Input records
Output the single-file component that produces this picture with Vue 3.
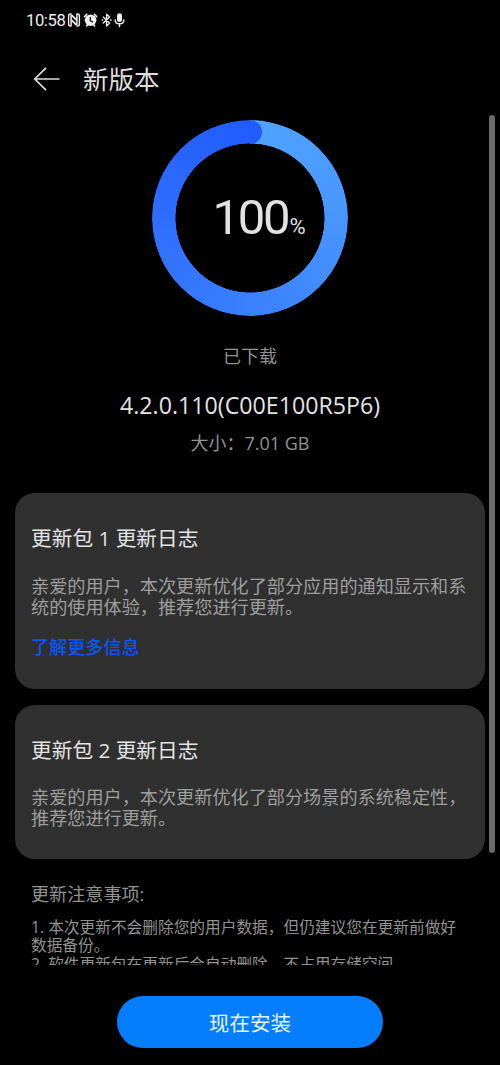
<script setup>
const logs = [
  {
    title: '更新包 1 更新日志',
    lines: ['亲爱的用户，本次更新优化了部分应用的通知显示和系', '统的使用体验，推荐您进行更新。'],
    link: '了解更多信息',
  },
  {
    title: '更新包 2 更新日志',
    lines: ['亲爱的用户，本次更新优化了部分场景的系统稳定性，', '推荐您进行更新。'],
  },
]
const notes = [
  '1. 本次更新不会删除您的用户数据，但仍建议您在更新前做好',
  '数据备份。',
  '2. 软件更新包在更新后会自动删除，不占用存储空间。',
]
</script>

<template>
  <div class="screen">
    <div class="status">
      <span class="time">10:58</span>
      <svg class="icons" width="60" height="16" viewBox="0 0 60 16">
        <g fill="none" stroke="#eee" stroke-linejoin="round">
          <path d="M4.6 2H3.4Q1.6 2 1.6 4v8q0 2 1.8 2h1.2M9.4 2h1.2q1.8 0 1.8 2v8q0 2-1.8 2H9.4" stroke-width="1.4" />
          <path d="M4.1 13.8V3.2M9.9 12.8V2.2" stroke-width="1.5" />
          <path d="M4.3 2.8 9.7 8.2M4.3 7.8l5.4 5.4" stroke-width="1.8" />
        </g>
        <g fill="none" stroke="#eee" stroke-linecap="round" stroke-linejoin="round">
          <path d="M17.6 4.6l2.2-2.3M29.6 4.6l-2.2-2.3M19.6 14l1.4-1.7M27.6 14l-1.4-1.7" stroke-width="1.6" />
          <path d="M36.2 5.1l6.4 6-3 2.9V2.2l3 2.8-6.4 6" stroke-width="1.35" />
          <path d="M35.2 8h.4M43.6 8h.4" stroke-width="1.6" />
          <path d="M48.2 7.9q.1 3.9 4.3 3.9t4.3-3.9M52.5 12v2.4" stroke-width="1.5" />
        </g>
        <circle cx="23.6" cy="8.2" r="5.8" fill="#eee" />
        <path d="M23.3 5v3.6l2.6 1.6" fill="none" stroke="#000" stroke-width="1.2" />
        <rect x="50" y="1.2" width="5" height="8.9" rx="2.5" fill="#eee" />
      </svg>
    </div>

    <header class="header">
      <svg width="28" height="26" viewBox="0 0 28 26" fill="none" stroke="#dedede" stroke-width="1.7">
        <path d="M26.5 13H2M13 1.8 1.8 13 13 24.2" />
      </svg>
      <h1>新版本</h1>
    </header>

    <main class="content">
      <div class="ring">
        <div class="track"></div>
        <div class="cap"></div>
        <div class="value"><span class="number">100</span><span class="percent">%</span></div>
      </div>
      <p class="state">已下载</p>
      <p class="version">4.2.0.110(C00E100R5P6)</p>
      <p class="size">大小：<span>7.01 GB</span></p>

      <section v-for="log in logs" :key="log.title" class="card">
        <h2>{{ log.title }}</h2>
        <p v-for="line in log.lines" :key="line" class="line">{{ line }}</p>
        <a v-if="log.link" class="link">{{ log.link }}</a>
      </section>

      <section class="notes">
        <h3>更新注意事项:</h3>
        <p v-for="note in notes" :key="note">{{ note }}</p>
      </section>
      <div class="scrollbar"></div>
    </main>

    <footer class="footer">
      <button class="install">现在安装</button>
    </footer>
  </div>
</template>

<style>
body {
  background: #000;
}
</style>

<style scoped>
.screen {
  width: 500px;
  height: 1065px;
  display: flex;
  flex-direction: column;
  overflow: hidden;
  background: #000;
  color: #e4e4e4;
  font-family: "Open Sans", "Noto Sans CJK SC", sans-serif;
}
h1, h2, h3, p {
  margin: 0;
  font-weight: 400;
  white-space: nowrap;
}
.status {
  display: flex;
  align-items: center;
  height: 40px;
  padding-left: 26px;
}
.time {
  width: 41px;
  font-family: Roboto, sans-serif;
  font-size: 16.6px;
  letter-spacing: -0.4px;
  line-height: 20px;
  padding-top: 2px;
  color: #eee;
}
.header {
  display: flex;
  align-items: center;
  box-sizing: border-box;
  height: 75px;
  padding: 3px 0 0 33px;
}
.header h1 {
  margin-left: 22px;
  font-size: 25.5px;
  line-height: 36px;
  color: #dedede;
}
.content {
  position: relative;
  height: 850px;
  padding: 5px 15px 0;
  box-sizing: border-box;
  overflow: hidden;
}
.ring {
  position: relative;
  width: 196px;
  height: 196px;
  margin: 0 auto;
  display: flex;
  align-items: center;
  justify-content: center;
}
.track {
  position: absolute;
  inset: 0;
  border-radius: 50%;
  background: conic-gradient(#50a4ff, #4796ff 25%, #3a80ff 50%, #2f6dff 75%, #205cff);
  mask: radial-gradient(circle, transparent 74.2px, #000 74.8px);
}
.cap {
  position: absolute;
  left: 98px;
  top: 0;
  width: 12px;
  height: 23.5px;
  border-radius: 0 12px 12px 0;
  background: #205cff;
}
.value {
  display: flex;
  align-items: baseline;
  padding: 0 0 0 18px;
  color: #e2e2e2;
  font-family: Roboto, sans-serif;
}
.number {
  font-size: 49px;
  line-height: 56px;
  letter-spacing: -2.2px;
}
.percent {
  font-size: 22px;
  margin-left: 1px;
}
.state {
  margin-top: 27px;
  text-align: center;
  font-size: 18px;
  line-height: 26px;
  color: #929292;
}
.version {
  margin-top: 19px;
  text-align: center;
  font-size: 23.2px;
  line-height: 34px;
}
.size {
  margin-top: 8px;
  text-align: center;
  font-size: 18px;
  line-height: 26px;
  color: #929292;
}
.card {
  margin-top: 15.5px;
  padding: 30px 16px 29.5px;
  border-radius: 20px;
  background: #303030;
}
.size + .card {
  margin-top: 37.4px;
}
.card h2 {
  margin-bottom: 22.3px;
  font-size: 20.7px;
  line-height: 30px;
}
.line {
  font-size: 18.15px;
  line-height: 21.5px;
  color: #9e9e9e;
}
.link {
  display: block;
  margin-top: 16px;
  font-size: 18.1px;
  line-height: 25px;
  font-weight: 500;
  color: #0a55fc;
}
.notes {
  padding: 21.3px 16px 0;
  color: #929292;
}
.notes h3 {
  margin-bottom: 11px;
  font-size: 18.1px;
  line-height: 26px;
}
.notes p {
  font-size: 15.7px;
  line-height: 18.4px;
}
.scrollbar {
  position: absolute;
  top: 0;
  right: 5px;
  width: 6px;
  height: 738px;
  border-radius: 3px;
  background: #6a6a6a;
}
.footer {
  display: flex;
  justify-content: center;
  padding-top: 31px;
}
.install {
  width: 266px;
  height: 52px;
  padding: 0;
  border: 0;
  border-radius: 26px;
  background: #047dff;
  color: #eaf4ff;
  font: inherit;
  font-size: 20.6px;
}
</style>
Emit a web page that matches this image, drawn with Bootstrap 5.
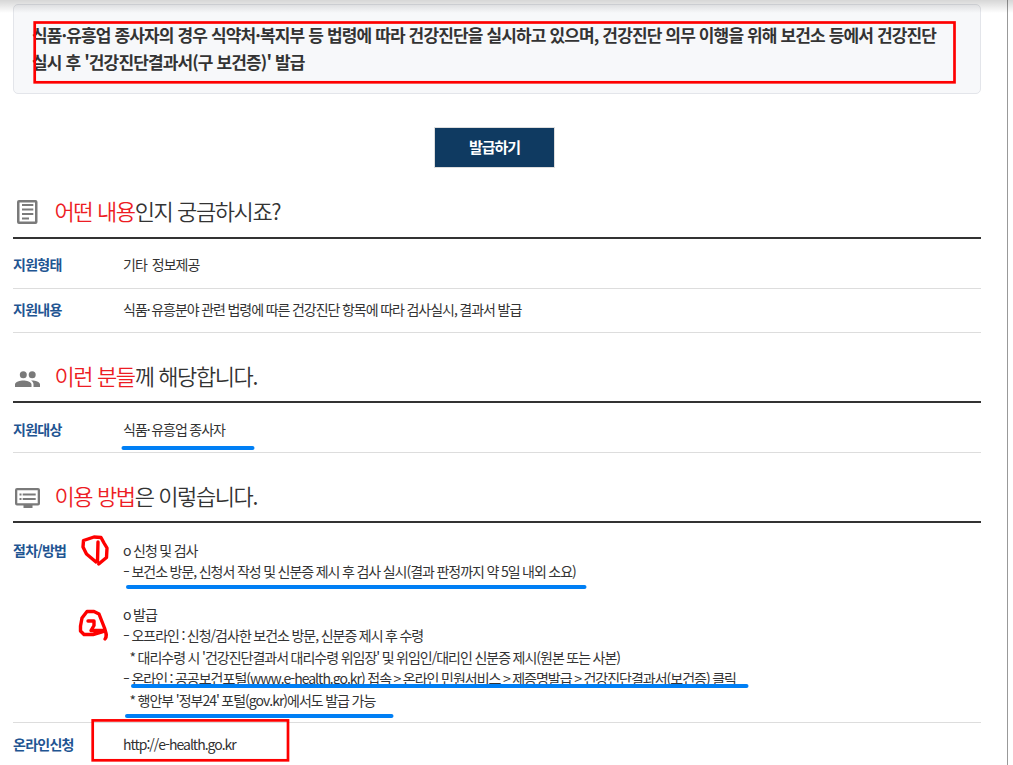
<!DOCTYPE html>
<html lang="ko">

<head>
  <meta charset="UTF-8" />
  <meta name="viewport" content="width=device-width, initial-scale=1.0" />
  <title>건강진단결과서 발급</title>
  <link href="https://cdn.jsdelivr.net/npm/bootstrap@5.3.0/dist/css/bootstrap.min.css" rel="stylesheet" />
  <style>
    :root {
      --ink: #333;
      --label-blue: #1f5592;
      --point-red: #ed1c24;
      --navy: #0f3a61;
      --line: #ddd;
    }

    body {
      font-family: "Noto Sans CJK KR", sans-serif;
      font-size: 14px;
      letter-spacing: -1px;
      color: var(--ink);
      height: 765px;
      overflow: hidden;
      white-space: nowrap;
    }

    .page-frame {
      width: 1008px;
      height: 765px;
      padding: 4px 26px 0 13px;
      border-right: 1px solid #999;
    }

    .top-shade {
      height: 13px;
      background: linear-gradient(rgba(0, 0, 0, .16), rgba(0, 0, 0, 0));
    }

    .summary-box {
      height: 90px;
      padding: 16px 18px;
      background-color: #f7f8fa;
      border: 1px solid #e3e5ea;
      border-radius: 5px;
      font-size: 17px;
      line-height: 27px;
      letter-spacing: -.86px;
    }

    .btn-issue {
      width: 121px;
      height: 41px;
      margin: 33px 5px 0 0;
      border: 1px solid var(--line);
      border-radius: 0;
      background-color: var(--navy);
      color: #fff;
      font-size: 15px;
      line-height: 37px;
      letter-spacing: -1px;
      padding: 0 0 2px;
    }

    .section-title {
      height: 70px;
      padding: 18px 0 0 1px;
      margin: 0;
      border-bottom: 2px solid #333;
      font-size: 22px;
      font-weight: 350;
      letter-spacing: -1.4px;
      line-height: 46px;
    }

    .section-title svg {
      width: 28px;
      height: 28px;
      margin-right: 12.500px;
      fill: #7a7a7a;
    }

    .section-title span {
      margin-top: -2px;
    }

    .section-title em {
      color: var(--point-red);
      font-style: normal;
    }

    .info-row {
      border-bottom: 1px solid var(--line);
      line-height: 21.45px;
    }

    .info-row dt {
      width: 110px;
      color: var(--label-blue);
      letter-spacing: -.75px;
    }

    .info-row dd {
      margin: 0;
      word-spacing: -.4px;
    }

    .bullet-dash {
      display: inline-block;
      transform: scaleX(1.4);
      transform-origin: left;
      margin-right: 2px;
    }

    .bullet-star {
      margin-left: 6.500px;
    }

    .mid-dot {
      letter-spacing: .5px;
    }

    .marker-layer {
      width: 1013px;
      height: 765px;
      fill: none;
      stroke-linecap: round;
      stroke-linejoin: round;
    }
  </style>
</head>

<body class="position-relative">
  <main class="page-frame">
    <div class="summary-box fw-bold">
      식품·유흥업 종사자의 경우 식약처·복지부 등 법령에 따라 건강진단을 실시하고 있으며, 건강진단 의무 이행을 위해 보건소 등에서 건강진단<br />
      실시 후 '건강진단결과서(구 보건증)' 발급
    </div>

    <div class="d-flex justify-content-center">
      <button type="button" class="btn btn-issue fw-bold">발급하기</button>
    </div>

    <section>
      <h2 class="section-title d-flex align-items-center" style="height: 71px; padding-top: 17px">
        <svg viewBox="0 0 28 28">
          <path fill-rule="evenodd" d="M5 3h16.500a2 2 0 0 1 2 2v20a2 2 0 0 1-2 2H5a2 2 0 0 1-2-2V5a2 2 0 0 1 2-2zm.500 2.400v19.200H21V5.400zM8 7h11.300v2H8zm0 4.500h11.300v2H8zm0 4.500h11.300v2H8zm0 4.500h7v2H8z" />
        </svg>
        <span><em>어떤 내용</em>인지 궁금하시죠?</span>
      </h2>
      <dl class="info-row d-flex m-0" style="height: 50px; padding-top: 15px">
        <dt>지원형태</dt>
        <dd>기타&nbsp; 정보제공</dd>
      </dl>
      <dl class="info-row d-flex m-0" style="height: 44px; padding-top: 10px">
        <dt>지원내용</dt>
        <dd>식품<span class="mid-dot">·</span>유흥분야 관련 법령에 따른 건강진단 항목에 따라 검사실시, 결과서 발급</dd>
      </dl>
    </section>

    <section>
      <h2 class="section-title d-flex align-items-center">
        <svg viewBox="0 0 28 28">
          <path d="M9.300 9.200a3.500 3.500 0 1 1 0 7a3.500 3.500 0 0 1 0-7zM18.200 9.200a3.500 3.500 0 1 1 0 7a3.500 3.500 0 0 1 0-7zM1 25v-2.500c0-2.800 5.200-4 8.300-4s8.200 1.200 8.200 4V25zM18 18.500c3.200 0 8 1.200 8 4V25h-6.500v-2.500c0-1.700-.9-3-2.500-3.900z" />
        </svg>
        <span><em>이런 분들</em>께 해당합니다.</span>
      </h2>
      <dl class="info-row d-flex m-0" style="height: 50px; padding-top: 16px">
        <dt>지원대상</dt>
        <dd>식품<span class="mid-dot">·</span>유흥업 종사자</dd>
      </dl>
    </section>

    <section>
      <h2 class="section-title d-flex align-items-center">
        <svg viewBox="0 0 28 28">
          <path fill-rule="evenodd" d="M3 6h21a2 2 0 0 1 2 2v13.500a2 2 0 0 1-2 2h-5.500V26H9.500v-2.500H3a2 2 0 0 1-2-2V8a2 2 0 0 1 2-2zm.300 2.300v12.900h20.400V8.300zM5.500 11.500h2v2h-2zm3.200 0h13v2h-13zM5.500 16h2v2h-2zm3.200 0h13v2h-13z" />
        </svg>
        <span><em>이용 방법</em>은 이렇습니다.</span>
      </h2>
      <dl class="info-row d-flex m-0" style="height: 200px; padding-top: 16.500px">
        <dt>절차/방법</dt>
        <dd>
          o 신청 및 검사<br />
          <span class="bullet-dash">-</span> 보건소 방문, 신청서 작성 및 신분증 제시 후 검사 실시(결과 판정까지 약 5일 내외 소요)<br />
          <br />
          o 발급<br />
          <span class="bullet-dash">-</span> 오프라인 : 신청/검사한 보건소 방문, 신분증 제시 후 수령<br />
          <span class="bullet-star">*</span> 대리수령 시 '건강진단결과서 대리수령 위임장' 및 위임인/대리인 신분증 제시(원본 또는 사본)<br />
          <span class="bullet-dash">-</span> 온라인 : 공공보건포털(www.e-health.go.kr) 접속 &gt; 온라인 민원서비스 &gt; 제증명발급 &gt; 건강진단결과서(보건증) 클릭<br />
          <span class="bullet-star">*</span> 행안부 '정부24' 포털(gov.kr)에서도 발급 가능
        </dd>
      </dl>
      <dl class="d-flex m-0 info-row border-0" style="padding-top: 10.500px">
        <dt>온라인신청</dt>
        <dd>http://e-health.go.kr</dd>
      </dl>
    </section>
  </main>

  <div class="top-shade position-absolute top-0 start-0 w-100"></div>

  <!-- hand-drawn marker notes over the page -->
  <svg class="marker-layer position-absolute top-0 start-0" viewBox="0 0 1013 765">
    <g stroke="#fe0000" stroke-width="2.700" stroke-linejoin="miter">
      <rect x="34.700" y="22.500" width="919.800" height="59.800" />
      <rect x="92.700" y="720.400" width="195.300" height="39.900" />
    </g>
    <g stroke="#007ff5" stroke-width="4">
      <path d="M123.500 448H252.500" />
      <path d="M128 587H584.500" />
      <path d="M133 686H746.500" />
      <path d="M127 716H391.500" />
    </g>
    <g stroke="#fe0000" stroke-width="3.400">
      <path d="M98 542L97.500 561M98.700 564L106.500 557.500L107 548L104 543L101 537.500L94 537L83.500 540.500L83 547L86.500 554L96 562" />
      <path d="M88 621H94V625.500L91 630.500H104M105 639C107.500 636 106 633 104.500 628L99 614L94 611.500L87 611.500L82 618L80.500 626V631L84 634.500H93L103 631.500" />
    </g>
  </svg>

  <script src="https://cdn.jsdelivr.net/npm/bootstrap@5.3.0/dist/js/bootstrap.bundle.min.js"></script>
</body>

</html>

To do
Select every line where the word "that" occurs.

Complete response
Output the single-file component that produces this picture with Vue 3.
Emit a web page that matches this image, drawn with Bootstrap 5.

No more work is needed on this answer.